March 3, 1947 (20th Parliament, 3rd Session)


Solon Earl Low

Social Credit

Mr. LOW:

Yes. In her present exhausted state I claim that is not only inhumane but dangerous as well. In my opinion, the hope of the future lies in complete understanding of foreign policy and in readiness to cooperate amongst all the component independent parts of the British commonwealth, and, if you wish, of the Anglo-American world. Our duty, it seems to me, is clear. First, we must come to complete understanding with Britain. Britain does have a place on the council of foreign ministers and evidently she is expected to speak for the whole Anglo-Saxon world.
Second, Canada is the oldest, or I should say the most grown-up sister in the sisterhood of nations of the commonwealth; we should take the lead in rallying the other parts of the commonwealth, and, if possible, the United States and other democracy-loving nations, to stand solidly together with Britain in this hour of grave danger.
Third, we should maintain a firm stand. I commend the government on the stand it has taken thus far, that Canada should be given her just place in the peace conferences. I
have gone over the submission which Canada made with respect to the German and Austrian treaties, and I have little to add to what has already been said. I believe that the submission regarding the peace with Germany is good, and I find myself in substantial agreement with the government in that.
In the fourth place, since the united nations organization is a reality-the only reality, it seems to me, outside of the British commonwealth that the nations of the world have been able to devise thus far as a means of achieving world peace-the only sensible attitude that we can take now is to pray to God that it will be successful and to give it every opportunity to show what it can do. I for one, Mr. Speaker, propose to do just that. I am not a carping critic by any means, of the work of the united nations organization. I should like to see it succeed in establishing permanent peace on just foundations. To date it has not given much promise of being able to do so.
If we are to be able to assist in laying down an enduring peace with any nation, and to take our place in the councils of the great nations, ready and willing to exercise our moral strength for the good of the world, I believe we must go back to the spirit of the Atlantic charter.
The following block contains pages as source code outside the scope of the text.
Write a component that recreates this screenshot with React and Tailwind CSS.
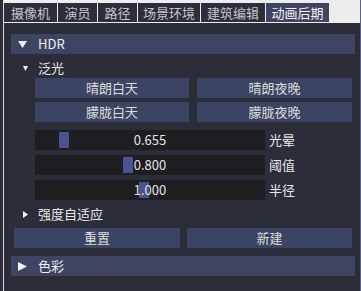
const tabs = [
  { label: '摄像机', w: 'w-[53px]' },
  { label: '演员', w: 'w-[39px]' },
  { label: '路径', w: 'w-[39px]' },
  { label: '场景环境', w: 'w-[62px]' },
  { label: '建筑编辑', w: 'w-[64px]' },
  { label: '动画后期', w: 'w-[63px]', active: true },
];

const sliders = [
  { value: '0.655', left: 24, label: '光晕' },
  { value: '0.800', left: 88, label: '阈值' },
  { value: '1.000', left: 104, label: '半径' },
];

function Tri({ dir = 'down', size = 'big' }) {
  const big = size === 'big';
  const w = big ? 9 : 5;
  const h = big ? 9 : 7;
  const pts = dir === 'down' ? `0,1 ${w},1 ${w / 2},${h - 1}` : `0,0 ${w},${h / 2} 0,${h}`;
  return (
    <svg width={w} height={h} viewBox={`0 0 ${w} ${h}`} className="shrink-0">
      <polygon points={pts} fill="#f2f2f2" />
    </svg>
  );
}

function Header({ title, open }) {
  return (
    <div className="h-[20px] bg-[#3d4563] flex items-center pl-[7px] text-[13px] text-[#f0f0f0]">
      <Tri dir={open ? 'down' : 'right'} />
      <span className="ml-[11px]">{title}</span>
    </div>
  );
}

function SubHeader({ title, open }) {
  return (
    <div className="h-[20px] flex items-center pl-[12px] text-[13px] text-[#e8e8e8]">
      <Tri dir={open ? 'down' : 'right'} size="small" />
      <span className="ml-[10px]">{title}</span>
    </div>
  );
}

function Btn({ children, className = '' }) {
  return (
    <div className={`h-[20px] bg-[#3b4462] flex items-center justify-center text-[13px] text-[#dcdcdc] ${className}`}>
      {children}
    </div>
  );
}

export default function App() {
  return (
    <div
      className="w-[361px] h-[291px] bg-[#2b2d39] pl-[3px] overflow-hidden"
      style={{ fontFamily: '"Noto Sans CJK SC", "Noto Sans", sans-serif' }}
    >
      <div className="h-full border-l border-[#d9d9dc] border-r border-r-[#5b5f98] flex flex-col">
        <div className="h-[23px] bg-[#ededed] pt-[3px] pb-px flex gap-px shrink-0">
          {tabs.map((t) => (
            <div
              key={t.label}
              className={`${t.w} h-[19px] flex items-center justify-center text-[13px] ${
                t.active ? 'bg-[#3e4562] text-[#f4f4f4]' : 'bg-[#2c2e3b] text-[#c4c4c8]'
              }`}
            >
              {t.label}
            </div>
          ))}
        </div>

        <div className="pt-[11px] pl-[7px] pr-[5px]">
          <Header title="HDR" open />
          <div className="mt-[4px]">
            <SubHeader title="泛光" open />
          </div>
          <div className="pl-[24px] pr-[3px] flex flex-col gap-[4px]">
            <div className="flex gap-[8px]">
              <Btn className="w-[154px]">晴朗白天</Btn>
              <Btn className="flex-1">晴朗夜晚</Btn>
            </div>
            <div className="flex gap-[8px]">
              <Btn className="w-[154px]">朦胧白天</Btn>
              <Btn className="flex-1">朦胧夜晚</Btn>
            </div>
          </div>
          <div className="pl-[24px] mt-[8px] flex flex-col gap-[5px]">
            {sliders.map((s) => (
              <div key={s.label} className="flex items-center">
                <div className="relative w-[230px] h-[20px] bg-[#1e1e20]">
                  <div
                    className="absolute top-[2px] bottom-[2px] w-[10px] bg-[#4a5491]"
                    style={{ left: s.left }}
                  />
                  <div className="relative h-full flex items-center justify-center text-[13px] text-[#e4e4e4]">
                    {s.value}
                  </div>
                </div>
                <span className="ml-[4px] text-[13px] text-[#e8e8e8]">{s.label}</span>
              </div>
            ))}
          </div>
          <div className="mt-[4px]">
            <SubHeader title="强度自适应" />
          </div>
          <div className="mt-[4px] pl-[3px] pr-[3px] flex gap-[7px]">
            <Btn className="w-[166px]">重置</Btn>
            <Btn className="flex-1">新建</Btn>
          </div>
          <div className="mt-[8px]">
            <Header title="色彩" />
          </div>
        </div>
      </div>
    </div>
  );
}
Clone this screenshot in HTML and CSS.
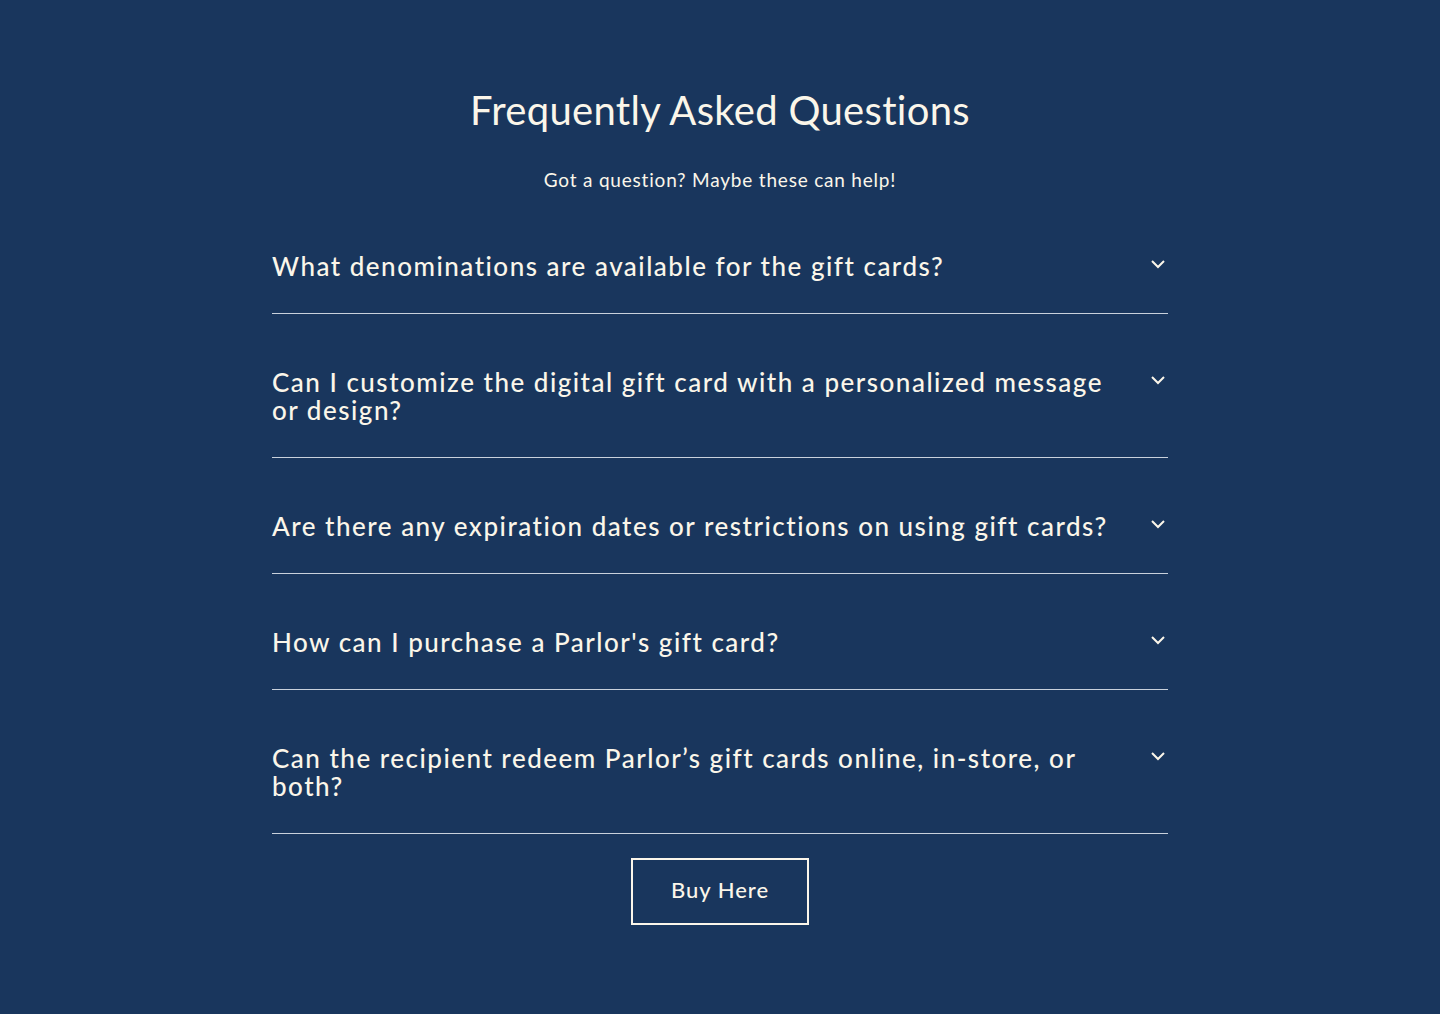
FILE: index.html
```html
<!DOCTYPE html>
<html lang="en">
<head>
<meta charset="utf-8">
<title>FAQ</title>
<link rel="stylesheet" href="styles.css">
</head>
<body>
<section class="faq">
  <h2 class="faq-title">Frequently Asked Questions</h2>
  <p class="faq-sub">Got a question? Maybe these can help!</p>
  <div class="faq-list">
    <div class="faq-item">
      <span class="faq-q">What denominations are available for the gift cards?</span>
      <svg class="chev" width="16" height="10" viewBox="0 0 16 10"><polyline points="2,2 8,8 14,2" fill="none" stroke="#fbf6ea" stroke-width="2"/></svg>
    </div>
    <div class="faq-item">
      <span class="faq-q">Can I customize the digital gift card with a personalized message or design?</span>
      <svg class="chev" width="16" height="10" viewBox="0 0 16 10"><polyline points="2,2 8,8 14,2" fill="none" stroke="#fbf6ea" stroke-width="2"/></svg>
    </div>
    <div class="faq-item">
      <span class="faq-q">Are there any expiration dates or restrictions on using gift cards?</span>
      <svg class="chev" width="16" height="10" viewBox="0 0 16 10"><polyline points="2,2 8,8 14,2" fill="none" stroke="#fbf6ea" stroke-width="2"/></svg>
    </div>
    <div class="faq-item">
      <span class="faq-q">How can I purchase a Parlor's gift card?</span>
      <svg class="chev" width="16" height="10" viewBox="0 0 16 10"><polyline points="2,2 8,8 14,2" fill="none" stroke="#fbf6ea" stroke-width="2"/></svg>
    </div>
    <div class="faq-item">
      <span class="faq-q">Can the recipient redeem Parlor’s gift cards online, in-store, or both?</span>
      <svg class="chev" width="16" height="10" viewBox="0 0 16 10"><polyline points="2,2 8,8 14,2" fill="none" stroke="#fbf6ea" stroke-width="2"/></svg>
    </div>
  </div>
  <div class="faq-cta">
    <a class="btn" href="#">Buy Here</a>
  </div>
</section>
</body>
</html>
```

FILE: styles.css
```css
html, body {
  margin: 0;
  padding: 0;
  background: #19365d;
  height: 100%;
}
body {
  font-family: Lato, "Open Sans", sans-serif;
  color: #fbf6ea;
}
.faq {
  width: 896px;
  margin: 0 auto;
  padding-top: 86px;
}
.faq-title {
  margin: 0;
  text-align: center;
  font-weight: 400;
  font-size: 40px;
  line-height: 48px;
  letter-spacing: 0.3px;
}
.faq-sub {
  margin: 34px 0 0;
  text-align: center;
  font-size: 19px;
  line-height: 24px;
  font-weight: 400;
  letter-spacing: 0.8px;
}
.faq-list {
  margin-top: 6px;
}
.faq-item {
  display: flex;
  align-items: flex-start;
  justify-content: space-between;
  padding: 54px 0 33px;
  border-bottom: 1px solid #c9d1dc;
}
.faq-q {
  max-width: 850px;
  font-size: 26px;
  line-height: 28px;
  font-weight: 500;
  letter-spacing: 1.5px;
}
.chev {
  margin-top: 7px;
  margin-right: 2px;
  flex: none;
}
.faq-cta {
  display: flex;
  justify-content: center;
  margin-top: 24px;
}
.btn {
  display: block;
  width: 174px;
  height: 63px;
  border: 2px solid #fbf6ea;
  color: #fbf6ea;
  text-decoration: none;
  font-size: 22px;
  line-height: 60px;
  text-align: center;
  font-weight: 500;
  letter-spacing: 1px;
}
```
We must revive in our people the hope which that charter aroused in the people of the world. We must hold up the spirit of the charter as our ensign, and we must work unceasingly to see that the terms of the Atlantic charter are made realities. I like the way President Roosevelt spoke of it. I subscribe whole-heartedly to the spirit of his declaration, and I believe that if we remember it in our submissions with respect to the formulation of the treaties for Germany and Austria and any others which may follow, we shall have no difficulty in exercising that influence which Canada alone is capable of exercising by virtue of the fact that she is not seeking any material gain, and that she is anxious to demonstrate her sincerity by good works. Here is what Roosevelt said:
This is no vision of a distant millennium. It is a definite basis for the kind of world attainable in our own time and generation. That kind of world is the antithesis of the order of tyranny which dictators seek to create. To that order of tyranny we oppose the greater conception- the moral order. Let our nations place their destiny in the hands and heads and hearts of millions of free men and women, and their faith in freedom under the guidance of God.
I subscribe to the sentiments in that statement, Mr. Speaker, and I believe that in the application of those principles we have the underlying hope for the future peace of the world.
Peace Treaties

In conclusion let me say that if ever there was a time in the history of this world when people needed the guidance of Almighty God, it is now. I hope that whatever we do as Canada, whatever statements we make, we may ever keep in mind that the solution of world affairs and world problems can come only under divine guidance.